## YOUR OBJECTIVE
Return the lines below that carry the word "components".
-- BEGIN SUPPLIED DATA --
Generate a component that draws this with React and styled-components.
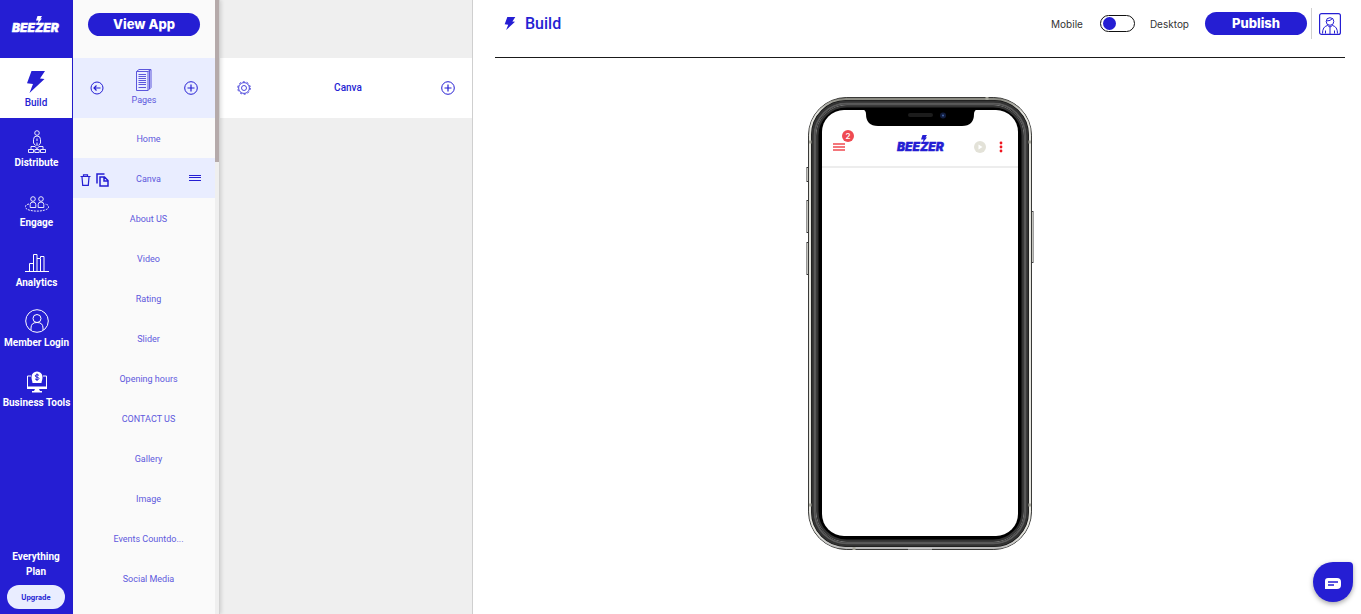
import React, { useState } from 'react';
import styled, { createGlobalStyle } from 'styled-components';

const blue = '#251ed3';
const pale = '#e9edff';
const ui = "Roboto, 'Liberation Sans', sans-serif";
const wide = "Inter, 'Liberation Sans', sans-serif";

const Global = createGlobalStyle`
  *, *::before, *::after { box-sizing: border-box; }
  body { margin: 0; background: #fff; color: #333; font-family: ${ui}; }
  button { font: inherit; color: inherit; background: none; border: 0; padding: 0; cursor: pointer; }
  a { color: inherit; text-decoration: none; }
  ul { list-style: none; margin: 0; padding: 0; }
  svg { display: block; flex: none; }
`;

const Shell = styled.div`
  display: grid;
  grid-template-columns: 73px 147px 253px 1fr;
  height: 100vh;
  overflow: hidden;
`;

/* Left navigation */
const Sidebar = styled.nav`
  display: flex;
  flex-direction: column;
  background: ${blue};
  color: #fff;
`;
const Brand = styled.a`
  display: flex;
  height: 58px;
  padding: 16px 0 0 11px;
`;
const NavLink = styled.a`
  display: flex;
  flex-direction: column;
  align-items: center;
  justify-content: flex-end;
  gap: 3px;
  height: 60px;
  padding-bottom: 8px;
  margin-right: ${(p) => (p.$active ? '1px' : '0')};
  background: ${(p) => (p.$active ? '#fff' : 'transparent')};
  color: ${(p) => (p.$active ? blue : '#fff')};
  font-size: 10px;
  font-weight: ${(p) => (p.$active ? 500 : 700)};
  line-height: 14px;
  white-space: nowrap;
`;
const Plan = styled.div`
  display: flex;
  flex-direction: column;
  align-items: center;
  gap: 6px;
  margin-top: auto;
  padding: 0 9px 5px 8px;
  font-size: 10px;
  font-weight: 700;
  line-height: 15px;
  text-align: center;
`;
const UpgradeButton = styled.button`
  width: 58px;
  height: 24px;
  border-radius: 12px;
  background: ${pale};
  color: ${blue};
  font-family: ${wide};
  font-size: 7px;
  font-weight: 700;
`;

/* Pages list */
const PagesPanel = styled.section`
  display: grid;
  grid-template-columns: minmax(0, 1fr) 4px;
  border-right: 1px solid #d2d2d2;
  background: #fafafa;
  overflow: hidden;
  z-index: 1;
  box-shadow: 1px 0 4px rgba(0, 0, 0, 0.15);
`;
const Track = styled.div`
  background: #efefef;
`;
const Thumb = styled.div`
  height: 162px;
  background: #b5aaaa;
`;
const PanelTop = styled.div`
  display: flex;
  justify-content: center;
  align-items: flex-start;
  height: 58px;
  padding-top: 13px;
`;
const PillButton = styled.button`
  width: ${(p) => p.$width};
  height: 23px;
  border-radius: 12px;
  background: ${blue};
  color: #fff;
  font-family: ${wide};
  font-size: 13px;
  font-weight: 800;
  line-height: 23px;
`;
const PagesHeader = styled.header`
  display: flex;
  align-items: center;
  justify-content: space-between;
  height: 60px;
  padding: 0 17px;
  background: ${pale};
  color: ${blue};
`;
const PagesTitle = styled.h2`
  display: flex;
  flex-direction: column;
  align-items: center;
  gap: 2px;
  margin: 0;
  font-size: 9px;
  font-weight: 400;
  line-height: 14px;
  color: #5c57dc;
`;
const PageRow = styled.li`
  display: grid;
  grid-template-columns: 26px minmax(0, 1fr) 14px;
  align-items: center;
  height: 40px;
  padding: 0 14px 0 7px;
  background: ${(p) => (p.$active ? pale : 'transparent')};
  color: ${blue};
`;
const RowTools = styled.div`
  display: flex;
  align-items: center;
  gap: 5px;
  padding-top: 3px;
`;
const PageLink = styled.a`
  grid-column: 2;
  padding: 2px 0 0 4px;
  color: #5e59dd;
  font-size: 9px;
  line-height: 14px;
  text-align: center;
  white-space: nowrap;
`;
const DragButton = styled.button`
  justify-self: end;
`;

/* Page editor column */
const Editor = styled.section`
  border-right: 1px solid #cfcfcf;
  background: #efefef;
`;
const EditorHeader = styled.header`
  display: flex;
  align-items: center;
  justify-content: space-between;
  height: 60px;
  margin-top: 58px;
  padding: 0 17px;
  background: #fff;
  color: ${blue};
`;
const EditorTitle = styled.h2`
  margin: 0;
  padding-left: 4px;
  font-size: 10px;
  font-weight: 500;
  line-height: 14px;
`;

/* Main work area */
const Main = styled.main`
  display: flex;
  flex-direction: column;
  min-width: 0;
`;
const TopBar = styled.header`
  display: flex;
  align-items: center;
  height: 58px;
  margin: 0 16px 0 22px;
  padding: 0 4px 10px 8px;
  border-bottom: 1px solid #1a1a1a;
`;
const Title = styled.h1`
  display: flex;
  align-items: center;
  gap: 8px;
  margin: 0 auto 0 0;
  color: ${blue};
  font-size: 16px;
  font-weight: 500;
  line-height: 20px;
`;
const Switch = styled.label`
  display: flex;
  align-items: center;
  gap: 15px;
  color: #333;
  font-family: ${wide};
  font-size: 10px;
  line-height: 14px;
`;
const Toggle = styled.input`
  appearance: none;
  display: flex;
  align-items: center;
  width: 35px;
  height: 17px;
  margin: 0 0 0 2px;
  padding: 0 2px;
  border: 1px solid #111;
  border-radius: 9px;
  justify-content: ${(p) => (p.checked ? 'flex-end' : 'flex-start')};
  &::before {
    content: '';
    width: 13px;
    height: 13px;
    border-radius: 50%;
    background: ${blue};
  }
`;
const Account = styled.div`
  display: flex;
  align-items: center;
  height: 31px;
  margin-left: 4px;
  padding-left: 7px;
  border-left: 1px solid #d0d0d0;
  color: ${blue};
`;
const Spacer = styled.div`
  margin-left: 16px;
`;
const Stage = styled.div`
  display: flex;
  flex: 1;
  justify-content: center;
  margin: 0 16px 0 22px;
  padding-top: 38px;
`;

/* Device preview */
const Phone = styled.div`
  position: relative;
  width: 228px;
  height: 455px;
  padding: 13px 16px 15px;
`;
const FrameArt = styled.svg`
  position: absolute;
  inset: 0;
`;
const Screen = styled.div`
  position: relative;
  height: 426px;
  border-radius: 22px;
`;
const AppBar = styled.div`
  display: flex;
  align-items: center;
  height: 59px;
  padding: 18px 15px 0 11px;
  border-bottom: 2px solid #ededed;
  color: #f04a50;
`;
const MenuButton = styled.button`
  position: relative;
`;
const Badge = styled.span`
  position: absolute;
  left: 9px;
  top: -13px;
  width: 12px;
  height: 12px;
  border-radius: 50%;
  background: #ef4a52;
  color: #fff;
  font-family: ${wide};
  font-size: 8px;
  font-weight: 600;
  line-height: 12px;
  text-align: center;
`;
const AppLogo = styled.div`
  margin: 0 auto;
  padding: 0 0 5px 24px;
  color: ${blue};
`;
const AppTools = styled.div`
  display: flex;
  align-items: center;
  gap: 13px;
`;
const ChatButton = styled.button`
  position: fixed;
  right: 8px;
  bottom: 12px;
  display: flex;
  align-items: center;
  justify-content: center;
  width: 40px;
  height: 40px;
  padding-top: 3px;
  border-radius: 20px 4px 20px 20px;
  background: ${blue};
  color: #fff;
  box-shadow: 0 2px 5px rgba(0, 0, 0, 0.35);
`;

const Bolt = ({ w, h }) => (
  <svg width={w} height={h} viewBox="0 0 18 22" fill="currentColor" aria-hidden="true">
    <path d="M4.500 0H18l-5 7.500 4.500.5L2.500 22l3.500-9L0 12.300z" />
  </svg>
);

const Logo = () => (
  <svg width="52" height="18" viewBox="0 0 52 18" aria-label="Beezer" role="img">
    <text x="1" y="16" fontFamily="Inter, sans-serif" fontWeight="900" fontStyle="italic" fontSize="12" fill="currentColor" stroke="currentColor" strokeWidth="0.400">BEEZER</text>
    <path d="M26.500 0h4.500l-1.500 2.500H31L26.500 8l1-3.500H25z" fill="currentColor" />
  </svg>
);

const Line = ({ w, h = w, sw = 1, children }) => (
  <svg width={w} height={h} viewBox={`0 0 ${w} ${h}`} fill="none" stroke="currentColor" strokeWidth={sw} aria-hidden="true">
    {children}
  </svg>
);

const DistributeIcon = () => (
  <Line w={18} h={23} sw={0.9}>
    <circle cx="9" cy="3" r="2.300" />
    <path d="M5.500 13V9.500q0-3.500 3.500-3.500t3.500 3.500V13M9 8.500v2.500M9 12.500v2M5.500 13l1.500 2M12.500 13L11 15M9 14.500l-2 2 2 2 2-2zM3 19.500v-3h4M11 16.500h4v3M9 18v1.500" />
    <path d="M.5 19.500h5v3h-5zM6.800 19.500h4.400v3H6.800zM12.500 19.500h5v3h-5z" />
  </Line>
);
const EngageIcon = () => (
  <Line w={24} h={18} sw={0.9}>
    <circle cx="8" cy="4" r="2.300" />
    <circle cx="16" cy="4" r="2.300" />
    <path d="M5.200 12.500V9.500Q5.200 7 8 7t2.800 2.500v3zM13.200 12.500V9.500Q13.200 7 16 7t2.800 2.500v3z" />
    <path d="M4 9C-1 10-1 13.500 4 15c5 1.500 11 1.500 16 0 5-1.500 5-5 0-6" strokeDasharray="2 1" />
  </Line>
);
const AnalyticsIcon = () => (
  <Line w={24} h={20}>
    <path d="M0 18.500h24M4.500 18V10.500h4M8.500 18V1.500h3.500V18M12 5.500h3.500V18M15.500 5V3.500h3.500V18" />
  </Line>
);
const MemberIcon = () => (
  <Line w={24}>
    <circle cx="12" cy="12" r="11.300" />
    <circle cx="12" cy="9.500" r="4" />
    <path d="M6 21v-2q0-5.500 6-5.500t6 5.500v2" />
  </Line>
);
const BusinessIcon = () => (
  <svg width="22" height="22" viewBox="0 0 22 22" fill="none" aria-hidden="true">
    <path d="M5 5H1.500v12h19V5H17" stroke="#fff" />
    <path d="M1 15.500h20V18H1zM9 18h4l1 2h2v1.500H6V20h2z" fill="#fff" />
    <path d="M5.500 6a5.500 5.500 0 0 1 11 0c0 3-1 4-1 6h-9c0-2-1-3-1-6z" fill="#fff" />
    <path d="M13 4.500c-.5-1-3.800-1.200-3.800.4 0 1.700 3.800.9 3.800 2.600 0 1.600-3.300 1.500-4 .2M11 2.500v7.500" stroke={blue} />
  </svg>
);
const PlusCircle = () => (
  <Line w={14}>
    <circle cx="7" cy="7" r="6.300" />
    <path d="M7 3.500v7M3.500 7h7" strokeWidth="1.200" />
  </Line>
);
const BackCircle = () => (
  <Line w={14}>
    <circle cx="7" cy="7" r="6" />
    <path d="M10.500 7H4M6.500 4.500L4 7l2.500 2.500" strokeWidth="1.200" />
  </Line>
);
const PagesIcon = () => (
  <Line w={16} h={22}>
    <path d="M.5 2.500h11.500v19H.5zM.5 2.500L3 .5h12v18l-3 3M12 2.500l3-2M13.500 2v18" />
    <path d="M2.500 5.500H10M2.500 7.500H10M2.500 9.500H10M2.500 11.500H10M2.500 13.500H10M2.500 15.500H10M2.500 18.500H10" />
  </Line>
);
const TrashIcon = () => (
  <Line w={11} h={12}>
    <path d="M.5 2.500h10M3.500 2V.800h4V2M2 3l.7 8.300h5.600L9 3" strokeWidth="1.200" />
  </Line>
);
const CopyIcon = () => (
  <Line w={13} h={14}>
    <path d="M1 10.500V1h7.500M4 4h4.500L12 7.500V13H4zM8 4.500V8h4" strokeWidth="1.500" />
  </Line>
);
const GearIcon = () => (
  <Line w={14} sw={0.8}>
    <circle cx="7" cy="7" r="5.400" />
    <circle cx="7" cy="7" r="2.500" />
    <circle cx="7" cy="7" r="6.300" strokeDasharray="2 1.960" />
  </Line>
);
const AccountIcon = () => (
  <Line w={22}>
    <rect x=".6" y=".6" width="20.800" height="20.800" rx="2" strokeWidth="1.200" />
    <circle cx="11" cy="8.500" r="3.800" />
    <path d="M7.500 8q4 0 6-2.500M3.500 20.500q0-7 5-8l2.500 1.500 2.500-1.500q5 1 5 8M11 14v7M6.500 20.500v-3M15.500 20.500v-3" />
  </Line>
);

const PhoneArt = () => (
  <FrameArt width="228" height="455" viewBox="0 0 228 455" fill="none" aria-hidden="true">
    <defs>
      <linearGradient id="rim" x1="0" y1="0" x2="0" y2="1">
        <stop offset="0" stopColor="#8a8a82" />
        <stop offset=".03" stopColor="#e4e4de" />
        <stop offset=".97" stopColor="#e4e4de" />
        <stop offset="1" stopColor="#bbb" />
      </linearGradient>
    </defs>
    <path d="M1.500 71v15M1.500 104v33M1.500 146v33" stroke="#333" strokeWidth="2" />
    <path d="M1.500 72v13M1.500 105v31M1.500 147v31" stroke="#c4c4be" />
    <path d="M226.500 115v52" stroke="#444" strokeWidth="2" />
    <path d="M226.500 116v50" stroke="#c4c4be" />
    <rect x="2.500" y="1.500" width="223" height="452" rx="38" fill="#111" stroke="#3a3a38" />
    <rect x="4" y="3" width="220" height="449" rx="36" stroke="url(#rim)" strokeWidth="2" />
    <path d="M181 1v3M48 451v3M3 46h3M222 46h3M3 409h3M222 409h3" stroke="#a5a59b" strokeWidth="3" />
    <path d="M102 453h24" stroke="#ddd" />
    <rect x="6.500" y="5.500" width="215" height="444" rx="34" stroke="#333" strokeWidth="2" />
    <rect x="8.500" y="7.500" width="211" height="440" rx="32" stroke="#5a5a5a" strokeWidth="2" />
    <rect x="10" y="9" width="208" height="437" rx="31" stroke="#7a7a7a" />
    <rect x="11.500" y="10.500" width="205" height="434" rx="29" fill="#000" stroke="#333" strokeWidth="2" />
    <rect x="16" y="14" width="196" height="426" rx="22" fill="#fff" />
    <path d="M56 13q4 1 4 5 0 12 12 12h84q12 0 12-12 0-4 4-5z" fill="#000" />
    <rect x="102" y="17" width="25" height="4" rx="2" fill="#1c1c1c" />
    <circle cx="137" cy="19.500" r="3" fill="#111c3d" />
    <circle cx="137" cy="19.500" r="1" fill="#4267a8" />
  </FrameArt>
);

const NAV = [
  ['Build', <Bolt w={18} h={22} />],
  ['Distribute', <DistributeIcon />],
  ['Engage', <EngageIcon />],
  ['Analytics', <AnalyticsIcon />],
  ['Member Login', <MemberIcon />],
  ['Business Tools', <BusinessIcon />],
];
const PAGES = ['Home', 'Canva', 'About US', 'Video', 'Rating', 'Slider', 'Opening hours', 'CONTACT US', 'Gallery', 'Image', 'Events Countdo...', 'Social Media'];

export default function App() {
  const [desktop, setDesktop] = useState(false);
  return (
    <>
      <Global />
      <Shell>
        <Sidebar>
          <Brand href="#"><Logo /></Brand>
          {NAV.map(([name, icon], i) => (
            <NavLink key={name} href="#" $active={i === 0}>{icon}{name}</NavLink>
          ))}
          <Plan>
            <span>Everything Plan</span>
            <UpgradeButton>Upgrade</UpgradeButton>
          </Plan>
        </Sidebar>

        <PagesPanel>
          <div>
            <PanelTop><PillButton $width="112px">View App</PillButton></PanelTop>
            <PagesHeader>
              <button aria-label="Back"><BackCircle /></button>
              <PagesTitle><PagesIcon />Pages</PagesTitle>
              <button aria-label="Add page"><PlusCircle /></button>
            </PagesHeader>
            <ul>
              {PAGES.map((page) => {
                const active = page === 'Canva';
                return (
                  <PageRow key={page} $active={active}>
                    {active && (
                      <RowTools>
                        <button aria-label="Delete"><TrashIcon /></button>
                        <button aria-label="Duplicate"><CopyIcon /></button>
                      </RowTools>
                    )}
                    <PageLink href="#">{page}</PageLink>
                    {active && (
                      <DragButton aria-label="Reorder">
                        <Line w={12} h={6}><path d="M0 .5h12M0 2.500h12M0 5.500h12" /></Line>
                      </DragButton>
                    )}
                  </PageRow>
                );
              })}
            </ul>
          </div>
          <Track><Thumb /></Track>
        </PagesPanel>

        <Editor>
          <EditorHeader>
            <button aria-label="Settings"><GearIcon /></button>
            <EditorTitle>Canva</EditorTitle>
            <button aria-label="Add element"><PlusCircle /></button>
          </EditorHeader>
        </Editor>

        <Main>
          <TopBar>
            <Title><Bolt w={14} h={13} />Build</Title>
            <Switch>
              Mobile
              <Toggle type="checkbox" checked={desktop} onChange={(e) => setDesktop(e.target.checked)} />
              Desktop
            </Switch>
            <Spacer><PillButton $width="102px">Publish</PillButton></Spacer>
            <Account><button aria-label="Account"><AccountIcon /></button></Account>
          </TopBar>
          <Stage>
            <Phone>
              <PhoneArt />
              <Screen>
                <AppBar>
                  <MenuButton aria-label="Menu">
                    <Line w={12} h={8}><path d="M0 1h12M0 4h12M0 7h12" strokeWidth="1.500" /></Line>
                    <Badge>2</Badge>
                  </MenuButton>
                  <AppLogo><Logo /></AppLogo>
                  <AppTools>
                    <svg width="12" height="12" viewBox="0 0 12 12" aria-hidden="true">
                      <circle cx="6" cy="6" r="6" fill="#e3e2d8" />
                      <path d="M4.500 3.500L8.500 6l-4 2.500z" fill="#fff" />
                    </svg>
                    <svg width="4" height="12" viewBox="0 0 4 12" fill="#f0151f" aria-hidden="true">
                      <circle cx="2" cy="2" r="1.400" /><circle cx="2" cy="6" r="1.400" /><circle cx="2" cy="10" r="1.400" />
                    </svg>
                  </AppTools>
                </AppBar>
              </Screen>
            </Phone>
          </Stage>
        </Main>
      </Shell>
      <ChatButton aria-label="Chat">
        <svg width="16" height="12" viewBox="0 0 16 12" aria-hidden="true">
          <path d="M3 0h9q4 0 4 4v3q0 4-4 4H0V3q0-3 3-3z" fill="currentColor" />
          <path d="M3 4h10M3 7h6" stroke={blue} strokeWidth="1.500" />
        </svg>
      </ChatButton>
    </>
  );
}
-- END SUPPLIED DATA --
## RESULT OF THIS TASK
Generate a component that draws this with React and styled-components.
import styled, { createGlobalStyle } from 'styled-components';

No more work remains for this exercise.